Our websites are partially compliant with the Web Content Accessibility Guidelines version 2.1 AA standard, due to the non-compliances listed below.
Non accessible content
The content listed below is non-accessible for the following reasons.
Non compliance with the accessibility regulations
We have 36 websites, all of which largely comply with the accessibility regulations, but all of which have different issues with compliance. Due to limited resources we intend to prioritise websites with the most traffic, auditing their compliance, and updating them gradually to make them more accessible.
The main and most common aspects of non-compliance are listed below:
- Many of our websites do not have a search facility at mobile size. This contravenes WCAG 2.1 success criterion 2.4.5, which states that there should be more than one way to locate any webpage. We intend to provide search facilities for all websites at mobile size. For example, in September 2019 we changed our main website to provide this functionality.

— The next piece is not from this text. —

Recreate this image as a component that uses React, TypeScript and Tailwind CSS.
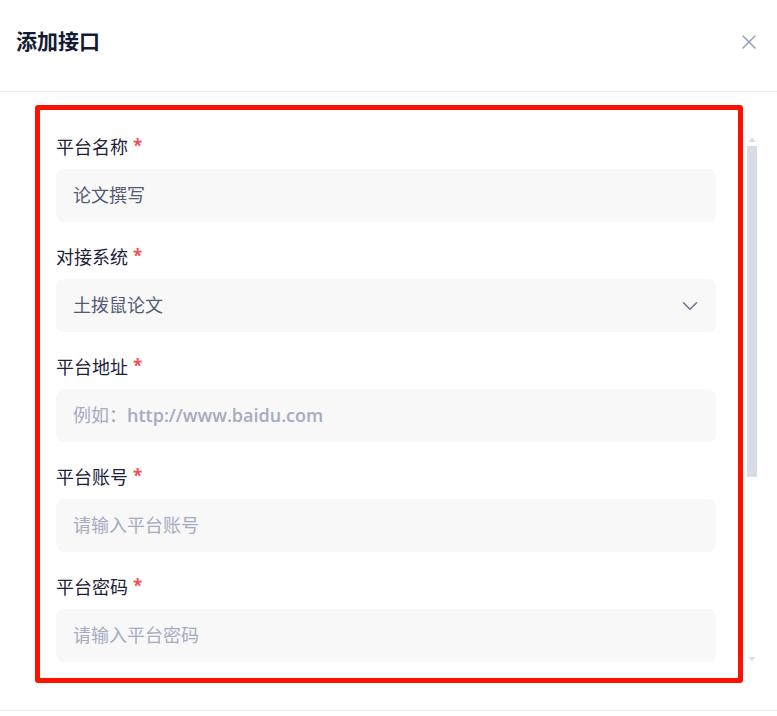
import { ChevronDown, X } from "lucide-react";

const fields = [
  { label: "平台名称", value: "论文撰写", placeholder: "" },
  { label: "对接系统", value: "土拨鼠论文", placeholder: "", select: true },
  { label: "平台地址", value: "", placeholder: "例如：", hint: "http://www.baidu.com" },
  { label: "平台账号", value: "", placeholder: "请输入平台账号" },
  { label: "平台密码", value: "", placeholder: "请输入平台密码" },
];

export default function App() {
  return (
    <div
      className="w-[777px] h-[716px] bg-white overflow-hidden"
      style={{ fontFamily: '"Open Sans", "Noto Sans CJK SC", sans-serif' }}
    >
      {/* Header */}
      <div className="h-[92px] flex items-center justify-between pl-4 pr-4 border-b border-[#ebedf0]">
        <h2 className="text-[21px] font-bold text-[#141a33] -mt-2">添加接口</h2>
        <X size={24} strokeWidth={1.6} className="text-[#9ba1b8] -mt-2" />
      </div>

      {/* Body */}
      <div className="h-[619px] flex pt-[13px] pl-[35px] border-b border-[#ebedf0]">
        <div className="w-[708px] h-[578px] border-[5px] border-[#ff1100] rounded-[3px] pl-4 pr-[22px] pt-[25px] overflow-hidden">
          <div className="flex flex-col gap-[23px]">
            {fields.map((f) => (
              <div key={f.label}>
                <div className="h-6 flex items-center text-[18px] text-[#1d2137] mb-[10px]">
                  {f.label}
                  <span className="text-[#f0505a] text-[17px] font-bold ml-[5px] -mt-[3px]">*</span>
                </div>
                <div className="h-[53px] rounded-lg bg-[#f8f8f9] flex items-center justify-between pl-[17px] pr-[13px] text-[18px]">
                  {f.value ? (
                    <span className="text-[#535a74]">{f.value}</span>
                  ) : (
                    <span className="text-[#a5abc0]">
                      {f.placeholder}
                      {f.hint && <span className="font-semibold">{f.hint}</span>}
                    </span>
                  )}
                  {f.select && (
                    <ChevronDown size={26} strokeWidth={1.4} className="text-[#6b7390]" />
                  )}
                </div>
              </div>
            ))}
          </div>
        </div>

        {/* Scrollbar */}
        <div className="w-[10px] ml-1 mt-[33px] flex flex-col items-center">
          <div className="w-0 h-0 border-x-[4px] border-x-transparent border-b-[4px] border-b-[#d9dce8]" />
          <div className="w-[10px] h-[331px] mt-[4px] bg-[#d9dce8]" />
          <div className="mt-[180px] w-0 h-0 border-x-[4px] border-x-transparent border-t-[4px] border-t-[#d9dce8]" />
        </div>
      </div>
    </div>
  );
}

- Our websites are largely navigable from a keyboard, but this could be much improved. For example, few of our websites have a bypass technique at the top of each page, contravening WCAG 2.1 success criterion 2.4.1. We intend to add this functionality into all our websites covered by the legislation.
- Our social media app on our homepage is a “keyboard trap”, which contravenes WCAG 2.1 success criterion 2.1.2. We ultimately intend to decommission the app and create a new one of our own. In the meantime, we have written to the manufacturers of the app, to ask them to fix the problem.
Text and images
- A large number of webpages are not formatted correctly. For example, they often have images without alt text, badly formatted links and lack proper headings. This contravenes WCAG 2.1 success criteria 1.1.1, 1.4.5, 2.4.4 and 2.4.6.
- We are training staff about these standards, so that all future contributions to the websites should comply with them. Our aim is to ensure that all pages within our sites’ menus, and all future posts should comply with these standards.
- Some forms do not have an autocomplete functionality, as specified in WCAG 2.1 success criterion 1.3.5. We intend to add this functionality in for common fields such as email address, names and telephone numbers.
- There are various problems with the html of websites that may prevent people from accessing the content. For example, interactive controls often lack Aria labels, which would make them easier to access for users with screen-readers. We intend to audit the code of each website and make sure it complies with the WCAG 2.1 standards.
We believe the following items would be a disproportionate burden within the meaning of the accessibility regulations:
Text and images
- In content that existed before 2020, blogs, posts and press releases often have images without alt text, badly formatted links and lack proper headings. This contravenes WCAG 2.1 success criteria 1.1.1, 1.4.5, 2.4.4 and 2.4.6.
- Due to limited resources we are unable to make old content conform to these standards. However, we intend to make sure that all permanent pages on our websites conform to these standards (e.g., all pages listed in website menus), and that all future posts conform to them.
Audio and video
- We do not have the resources to provide audio description for pre-recorded combined video and audio. This contravenes WCAG 2.1 success criteria 1.2.3 and 1.2.5. However, most of our videos are of public lectures, so the only visual content will be the presentation slides. We will give advice to speakers to imagine that a visually impaired person is within their audience, and to describe any visual content on slides, etc.
- We do not have transcripts of audio content on our site, and due to limited resources cannot guarantee to provide them on request.
- We do not provide audio description for video-only content. This only appears on our departmental website’s carousel occassionally, and is purely decorative – showing scenes of Oxford, our staff and our students – and has no functional purpose.
Content that’s not within the scope of the accessibility regulations
PDFs and other documents
- Many of our older PDFs and Word documents do not meet accessibility standards. The accessibility regulations do not require us to fix PDFs or other documents published before 23 September 2018.
- We intend to ensure that PDFs published on our website since 23 September 2018 are in PDF/A format, and will train website contributors how to do this.
- If you find a recent PDF that is not in this format, please let us know at firstname.lastname@example.org, and we will convert it or try to send it to you in another format.
- Live video streams do not have captions. This fails WCAG 2.1 success criterion 1.2.4.
- We do not plan to add captions to live video streams because live video is exempt from meeting the accessibility regulations.
- Websites which are not updated or edited since 23 September 2019 are considered archives and are not covered by the legislation.
How we tested our websites
Each website was tested during development. Any functionality added in since the initial publication is also tested. The OII will test key websites annually.
What we’re doing to improve accessibility
The ways we’re intending to improve accessibility are listed above.